=== Given instruction ===
Starting from the top of the material, restate each line exactly until the line that contains "string; value: string;", which is also copied. Pictures are excluded.
## BEGIN Recorded information
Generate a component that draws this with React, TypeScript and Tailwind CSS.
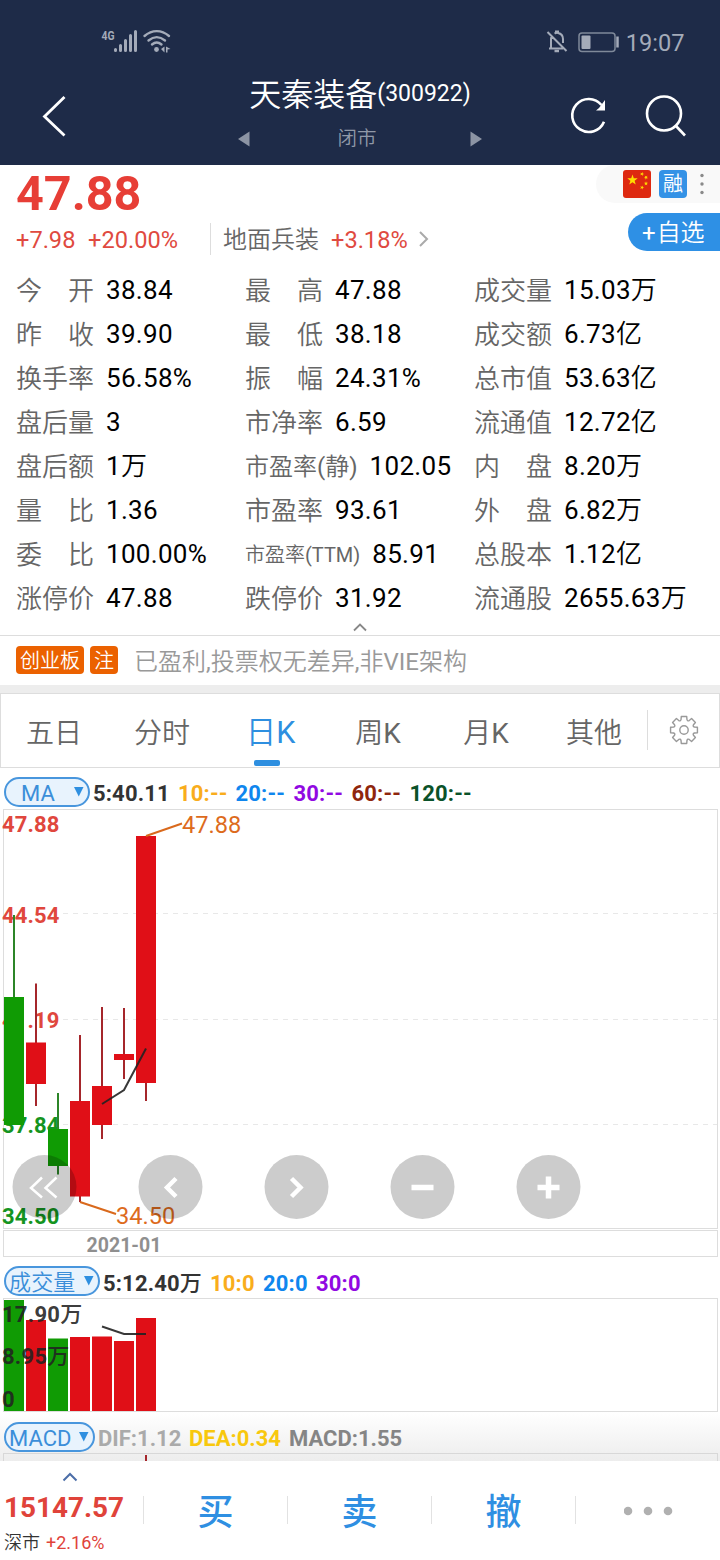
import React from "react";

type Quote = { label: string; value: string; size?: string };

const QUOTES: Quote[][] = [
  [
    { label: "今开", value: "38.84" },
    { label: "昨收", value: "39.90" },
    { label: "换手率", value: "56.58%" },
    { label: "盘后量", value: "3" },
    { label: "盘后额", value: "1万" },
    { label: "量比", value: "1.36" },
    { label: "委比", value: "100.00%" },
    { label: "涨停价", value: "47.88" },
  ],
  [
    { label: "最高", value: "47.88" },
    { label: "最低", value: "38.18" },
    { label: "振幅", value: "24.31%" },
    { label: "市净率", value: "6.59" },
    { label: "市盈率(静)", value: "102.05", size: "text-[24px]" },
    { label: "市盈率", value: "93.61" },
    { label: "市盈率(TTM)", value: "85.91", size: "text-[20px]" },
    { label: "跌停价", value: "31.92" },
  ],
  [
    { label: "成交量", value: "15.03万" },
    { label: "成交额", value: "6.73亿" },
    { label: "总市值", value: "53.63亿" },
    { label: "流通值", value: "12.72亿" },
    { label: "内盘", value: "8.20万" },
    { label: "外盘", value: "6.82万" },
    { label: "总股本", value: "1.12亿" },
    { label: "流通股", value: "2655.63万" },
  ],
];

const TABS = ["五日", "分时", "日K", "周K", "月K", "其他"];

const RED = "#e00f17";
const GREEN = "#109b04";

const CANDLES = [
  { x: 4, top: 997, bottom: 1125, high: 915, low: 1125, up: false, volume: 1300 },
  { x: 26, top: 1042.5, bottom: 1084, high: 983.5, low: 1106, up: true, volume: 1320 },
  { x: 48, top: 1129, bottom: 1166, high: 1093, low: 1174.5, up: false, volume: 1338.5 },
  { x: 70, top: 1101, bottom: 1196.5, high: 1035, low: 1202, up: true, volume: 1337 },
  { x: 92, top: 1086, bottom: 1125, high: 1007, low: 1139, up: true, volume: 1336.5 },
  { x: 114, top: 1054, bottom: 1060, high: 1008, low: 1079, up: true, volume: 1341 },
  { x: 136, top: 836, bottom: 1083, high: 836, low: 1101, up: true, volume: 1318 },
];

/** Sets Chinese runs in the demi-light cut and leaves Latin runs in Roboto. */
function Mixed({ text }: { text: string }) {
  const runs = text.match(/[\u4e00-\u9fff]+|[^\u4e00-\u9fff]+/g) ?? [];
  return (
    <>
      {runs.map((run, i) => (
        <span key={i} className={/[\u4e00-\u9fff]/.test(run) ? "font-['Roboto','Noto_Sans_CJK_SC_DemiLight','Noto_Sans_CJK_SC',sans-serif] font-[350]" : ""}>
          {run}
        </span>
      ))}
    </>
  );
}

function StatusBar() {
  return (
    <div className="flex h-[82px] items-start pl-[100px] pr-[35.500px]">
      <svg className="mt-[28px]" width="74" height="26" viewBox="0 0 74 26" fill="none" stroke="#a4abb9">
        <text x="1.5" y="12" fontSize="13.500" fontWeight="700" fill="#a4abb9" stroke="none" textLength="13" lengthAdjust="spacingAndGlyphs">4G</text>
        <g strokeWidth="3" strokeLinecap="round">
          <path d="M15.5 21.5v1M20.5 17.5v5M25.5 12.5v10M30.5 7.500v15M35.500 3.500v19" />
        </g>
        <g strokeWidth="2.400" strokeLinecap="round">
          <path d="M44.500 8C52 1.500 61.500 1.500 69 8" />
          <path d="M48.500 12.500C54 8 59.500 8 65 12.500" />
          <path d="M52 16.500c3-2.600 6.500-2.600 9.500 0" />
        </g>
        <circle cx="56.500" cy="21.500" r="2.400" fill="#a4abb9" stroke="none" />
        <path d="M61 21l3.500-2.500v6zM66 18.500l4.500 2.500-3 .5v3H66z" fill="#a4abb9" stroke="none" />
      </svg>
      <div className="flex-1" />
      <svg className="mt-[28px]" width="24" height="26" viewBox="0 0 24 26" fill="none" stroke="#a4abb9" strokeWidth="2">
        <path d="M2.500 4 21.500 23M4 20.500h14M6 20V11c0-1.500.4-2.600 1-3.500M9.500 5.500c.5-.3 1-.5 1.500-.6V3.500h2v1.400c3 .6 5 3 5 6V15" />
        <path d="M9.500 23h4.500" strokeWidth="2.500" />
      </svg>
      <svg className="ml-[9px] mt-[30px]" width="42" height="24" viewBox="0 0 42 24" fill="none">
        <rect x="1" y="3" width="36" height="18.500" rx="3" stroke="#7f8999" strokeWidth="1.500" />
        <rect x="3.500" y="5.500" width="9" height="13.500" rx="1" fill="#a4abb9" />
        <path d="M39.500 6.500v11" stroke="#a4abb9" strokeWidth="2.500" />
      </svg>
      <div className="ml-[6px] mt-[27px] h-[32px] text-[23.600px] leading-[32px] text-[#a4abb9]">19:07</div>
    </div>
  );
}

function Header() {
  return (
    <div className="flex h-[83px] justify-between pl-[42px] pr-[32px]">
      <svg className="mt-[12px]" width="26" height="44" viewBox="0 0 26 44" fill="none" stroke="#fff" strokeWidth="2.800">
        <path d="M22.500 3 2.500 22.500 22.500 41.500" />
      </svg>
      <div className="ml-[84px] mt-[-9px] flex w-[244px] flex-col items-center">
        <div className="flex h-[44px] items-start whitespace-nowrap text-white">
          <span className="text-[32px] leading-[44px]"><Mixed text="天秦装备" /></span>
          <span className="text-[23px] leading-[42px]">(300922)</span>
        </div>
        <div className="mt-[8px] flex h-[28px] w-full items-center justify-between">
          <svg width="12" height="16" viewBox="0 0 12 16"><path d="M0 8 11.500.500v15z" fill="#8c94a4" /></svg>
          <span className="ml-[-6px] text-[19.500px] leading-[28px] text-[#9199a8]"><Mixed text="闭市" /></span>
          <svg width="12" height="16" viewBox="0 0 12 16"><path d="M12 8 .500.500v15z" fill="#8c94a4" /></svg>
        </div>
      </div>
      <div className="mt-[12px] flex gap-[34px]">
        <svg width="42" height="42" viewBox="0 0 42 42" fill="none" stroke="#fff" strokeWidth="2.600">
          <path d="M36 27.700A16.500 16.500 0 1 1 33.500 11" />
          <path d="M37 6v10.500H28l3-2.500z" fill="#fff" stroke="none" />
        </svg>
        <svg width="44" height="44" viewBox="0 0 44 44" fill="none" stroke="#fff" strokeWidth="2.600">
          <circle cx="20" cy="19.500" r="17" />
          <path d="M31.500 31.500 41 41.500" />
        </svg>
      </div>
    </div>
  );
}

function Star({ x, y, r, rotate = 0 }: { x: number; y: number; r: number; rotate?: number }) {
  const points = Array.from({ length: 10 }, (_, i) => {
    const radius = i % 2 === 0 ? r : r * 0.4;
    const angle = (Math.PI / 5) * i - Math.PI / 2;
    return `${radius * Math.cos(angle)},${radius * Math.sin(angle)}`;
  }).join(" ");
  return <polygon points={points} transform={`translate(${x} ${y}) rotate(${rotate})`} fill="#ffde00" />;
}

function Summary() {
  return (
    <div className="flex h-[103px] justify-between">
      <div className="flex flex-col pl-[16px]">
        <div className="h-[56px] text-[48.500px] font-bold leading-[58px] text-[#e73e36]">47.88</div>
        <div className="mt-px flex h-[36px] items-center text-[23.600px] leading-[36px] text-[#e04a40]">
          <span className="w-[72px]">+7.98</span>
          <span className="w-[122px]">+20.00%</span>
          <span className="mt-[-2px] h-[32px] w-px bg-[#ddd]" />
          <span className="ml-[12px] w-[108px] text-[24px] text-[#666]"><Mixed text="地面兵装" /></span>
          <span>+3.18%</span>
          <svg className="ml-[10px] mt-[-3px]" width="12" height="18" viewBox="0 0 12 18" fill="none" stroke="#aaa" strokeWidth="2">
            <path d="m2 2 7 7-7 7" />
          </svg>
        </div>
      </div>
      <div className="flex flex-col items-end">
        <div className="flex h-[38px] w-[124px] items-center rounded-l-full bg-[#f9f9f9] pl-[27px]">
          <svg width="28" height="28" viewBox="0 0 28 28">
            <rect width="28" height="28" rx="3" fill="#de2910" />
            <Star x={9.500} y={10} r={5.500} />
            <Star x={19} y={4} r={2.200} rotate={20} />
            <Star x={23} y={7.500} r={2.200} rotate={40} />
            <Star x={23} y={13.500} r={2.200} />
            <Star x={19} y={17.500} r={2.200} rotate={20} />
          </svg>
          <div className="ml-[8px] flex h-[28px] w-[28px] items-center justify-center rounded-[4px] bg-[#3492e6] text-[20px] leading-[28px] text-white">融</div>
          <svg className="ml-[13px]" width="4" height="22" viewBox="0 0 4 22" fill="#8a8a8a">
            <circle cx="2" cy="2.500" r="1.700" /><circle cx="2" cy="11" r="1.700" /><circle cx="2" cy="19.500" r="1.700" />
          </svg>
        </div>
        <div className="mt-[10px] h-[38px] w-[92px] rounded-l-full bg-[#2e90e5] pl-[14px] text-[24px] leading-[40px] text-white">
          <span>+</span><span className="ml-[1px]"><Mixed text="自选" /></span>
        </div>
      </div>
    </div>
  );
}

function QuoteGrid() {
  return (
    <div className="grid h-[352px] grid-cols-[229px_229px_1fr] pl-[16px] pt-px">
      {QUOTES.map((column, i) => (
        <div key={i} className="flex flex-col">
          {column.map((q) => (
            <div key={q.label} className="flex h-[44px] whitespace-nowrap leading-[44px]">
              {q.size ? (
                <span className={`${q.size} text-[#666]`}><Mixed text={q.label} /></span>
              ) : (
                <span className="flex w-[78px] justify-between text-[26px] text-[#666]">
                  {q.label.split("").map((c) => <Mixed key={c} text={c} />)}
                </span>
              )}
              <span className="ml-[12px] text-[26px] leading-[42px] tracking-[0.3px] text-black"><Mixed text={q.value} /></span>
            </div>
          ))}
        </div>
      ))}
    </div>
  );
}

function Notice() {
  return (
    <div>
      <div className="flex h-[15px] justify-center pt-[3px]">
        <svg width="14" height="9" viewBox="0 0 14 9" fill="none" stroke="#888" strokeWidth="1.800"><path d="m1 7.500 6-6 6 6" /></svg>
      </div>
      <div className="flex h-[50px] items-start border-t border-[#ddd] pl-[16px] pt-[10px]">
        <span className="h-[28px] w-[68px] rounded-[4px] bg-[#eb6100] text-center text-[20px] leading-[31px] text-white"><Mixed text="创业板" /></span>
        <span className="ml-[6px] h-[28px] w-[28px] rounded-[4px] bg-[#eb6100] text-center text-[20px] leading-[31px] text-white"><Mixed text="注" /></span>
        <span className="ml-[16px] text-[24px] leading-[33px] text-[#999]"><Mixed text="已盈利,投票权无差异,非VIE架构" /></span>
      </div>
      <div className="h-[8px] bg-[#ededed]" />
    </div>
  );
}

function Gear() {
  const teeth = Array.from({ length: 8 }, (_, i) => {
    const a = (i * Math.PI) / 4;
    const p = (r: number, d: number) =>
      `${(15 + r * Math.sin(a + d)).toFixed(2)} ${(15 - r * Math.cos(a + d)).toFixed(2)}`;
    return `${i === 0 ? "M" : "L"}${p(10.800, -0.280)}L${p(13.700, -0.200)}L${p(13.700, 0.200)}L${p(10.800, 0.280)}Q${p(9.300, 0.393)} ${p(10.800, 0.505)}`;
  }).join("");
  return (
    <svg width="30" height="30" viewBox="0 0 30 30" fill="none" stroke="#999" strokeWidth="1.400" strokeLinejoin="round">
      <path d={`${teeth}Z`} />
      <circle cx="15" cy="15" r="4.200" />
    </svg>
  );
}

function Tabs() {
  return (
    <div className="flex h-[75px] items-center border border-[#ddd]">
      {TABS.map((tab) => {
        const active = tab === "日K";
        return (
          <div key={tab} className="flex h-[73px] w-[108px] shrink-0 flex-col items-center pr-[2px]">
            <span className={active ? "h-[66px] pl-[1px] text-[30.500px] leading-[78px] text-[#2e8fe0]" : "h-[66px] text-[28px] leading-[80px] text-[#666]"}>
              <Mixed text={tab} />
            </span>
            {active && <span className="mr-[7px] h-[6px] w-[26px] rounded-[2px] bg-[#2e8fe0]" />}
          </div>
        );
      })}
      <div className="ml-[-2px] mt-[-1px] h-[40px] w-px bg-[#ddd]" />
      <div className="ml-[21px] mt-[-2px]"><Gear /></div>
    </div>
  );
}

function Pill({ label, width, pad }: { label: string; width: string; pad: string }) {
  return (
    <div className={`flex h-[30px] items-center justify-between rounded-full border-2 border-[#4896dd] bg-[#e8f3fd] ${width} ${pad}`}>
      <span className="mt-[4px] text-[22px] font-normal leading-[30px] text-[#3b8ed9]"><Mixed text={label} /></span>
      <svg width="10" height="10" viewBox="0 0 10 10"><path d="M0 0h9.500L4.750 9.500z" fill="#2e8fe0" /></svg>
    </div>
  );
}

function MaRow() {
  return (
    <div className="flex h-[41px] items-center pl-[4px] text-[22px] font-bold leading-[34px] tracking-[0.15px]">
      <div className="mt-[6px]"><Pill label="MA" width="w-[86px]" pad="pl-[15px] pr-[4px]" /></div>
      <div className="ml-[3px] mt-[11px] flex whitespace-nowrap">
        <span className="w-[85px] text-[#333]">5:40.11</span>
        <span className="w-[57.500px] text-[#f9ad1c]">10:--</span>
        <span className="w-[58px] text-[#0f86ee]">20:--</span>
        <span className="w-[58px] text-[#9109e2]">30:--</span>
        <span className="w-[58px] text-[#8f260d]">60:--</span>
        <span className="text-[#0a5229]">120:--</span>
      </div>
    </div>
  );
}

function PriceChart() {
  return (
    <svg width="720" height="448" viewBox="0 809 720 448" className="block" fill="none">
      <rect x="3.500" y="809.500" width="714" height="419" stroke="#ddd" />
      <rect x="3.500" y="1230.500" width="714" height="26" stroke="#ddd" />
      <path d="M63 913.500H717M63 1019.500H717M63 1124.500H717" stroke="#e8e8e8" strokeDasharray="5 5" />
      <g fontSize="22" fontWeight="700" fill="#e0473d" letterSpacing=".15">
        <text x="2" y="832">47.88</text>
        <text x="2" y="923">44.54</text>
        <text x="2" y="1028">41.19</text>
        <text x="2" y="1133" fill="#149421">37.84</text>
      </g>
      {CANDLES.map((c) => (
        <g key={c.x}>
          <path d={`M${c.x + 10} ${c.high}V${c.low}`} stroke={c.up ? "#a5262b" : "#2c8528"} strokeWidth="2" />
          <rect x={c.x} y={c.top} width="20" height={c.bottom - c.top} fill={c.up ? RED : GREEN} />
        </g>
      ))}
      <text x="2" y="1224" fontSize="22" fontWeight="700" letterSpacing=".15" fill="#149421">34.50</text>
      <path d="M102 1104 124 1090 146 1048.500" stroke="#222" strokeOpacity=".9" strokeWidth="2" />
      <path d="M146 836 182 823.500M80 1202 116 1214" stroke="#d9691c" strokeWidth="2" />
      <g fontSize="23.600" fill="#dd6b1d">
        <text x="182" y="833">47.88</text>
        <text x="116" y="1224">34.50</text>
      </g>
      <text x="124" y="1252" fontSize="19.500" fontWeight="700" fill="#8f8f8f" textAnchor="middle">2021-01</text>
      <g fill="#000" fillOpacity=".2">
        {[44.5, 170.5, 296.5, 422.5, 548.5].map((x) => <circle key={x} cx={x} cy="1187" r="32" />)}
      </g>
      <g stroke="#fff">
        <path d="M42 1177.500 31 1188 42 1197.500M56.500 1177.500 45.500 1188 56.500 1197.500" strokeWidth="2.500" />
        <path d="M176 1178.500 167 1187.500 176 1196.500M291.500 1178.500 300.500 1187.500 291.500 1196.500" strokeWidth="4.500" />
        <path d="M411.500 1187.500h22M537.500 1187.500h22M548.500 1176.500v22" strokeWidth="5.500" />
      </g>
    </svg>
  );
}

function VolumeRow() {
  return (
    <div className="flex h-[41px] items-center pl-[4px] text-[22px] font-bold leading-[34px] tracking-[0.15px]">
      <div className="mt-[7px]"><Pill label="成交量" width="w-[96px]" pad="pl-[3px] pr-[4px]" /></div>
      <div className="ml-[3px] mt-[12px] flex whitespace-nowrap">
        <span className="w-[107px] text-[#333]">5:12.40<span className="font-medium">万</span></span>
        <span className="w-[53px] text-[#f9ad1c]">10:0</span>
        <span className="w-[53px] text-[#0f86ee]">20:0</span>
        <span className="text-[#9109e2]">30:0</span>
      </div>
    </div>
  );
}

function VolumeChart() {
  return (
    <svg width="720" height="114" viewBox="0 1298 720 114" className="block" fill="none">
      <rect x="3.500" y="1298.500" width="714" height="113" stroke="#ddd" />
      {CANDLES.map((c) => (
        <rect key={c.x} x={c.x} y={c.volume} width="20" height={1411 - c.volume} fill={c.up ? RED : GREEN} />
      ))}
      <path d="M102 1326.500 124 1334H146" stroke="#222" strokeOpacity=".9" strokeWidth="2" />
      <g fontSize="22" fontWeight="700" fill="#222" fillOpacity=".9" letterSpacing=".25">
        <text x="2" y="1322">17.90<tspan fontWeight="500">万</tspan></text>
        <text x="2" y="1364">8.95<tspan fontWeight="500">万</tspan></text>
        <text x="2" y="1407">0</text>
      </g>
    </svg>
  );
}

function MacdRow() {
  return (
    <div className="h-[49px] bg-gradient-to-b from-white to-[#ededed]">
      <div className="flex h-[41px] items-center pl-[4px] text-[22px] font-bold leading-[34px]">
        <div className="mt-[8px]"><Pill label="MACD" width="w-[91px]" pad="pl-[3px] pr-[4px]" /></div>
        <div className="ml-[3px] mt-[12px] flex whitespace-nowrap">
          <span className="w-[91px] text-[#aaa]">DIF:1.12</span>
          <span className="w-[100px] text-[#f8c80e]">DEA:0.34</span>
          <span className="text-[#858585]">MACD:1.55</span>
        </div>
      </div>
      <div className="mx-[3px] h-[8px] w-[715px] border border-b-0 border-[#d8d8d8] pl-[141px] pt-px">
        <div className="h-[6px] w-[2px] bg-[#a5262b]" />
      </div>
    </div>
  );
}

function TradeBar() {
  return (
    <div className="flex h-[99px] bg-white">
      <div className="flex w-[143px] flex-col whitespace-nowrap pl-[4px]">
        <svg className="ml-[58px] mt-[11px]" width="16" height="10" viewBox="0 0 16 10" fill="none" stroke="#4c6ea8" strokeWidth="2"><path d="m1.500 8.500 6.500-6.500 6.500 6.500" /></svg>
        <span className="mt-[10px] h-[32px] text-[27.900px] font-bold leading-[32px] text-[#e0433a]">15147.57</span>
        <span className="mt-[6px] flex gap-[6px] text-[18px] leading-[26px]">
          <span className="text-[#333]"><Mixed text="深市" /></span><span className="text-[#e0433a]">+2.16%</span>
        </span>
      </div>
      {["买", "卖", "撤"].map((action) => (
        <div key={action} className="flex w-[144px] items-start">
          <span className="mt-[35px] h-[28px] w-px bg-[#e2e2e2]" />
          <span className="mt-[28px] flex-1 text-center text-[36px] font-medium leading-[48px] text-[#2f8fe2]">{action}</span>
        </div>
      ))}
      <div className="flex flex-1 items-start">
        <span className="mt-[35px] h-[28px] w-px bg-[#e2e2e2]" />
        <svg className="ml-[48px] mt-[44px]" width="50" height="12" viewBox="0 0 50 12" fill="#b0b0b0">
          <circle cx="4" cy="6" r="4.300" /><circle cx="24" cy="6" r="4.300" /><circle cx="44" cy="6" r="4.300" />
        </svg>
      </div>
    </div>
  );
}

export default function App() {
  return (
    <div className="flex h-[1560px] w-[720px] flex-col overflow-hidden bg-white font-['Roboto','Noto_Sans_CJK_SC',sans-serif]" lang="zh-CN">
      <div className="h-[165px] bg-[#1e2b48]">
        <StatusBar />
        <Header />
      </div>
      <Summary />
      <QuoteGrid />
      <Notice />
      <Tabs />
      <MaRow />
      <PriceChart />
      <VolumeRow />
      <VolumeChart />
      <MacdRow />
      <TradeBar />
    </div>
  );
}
## END Recorded information
=== Task result ===
Generate a component that draws this with React, TypeScript and Tailwind CSS.
import React from "react";

type Quote = { label: string; value: string; size?: string };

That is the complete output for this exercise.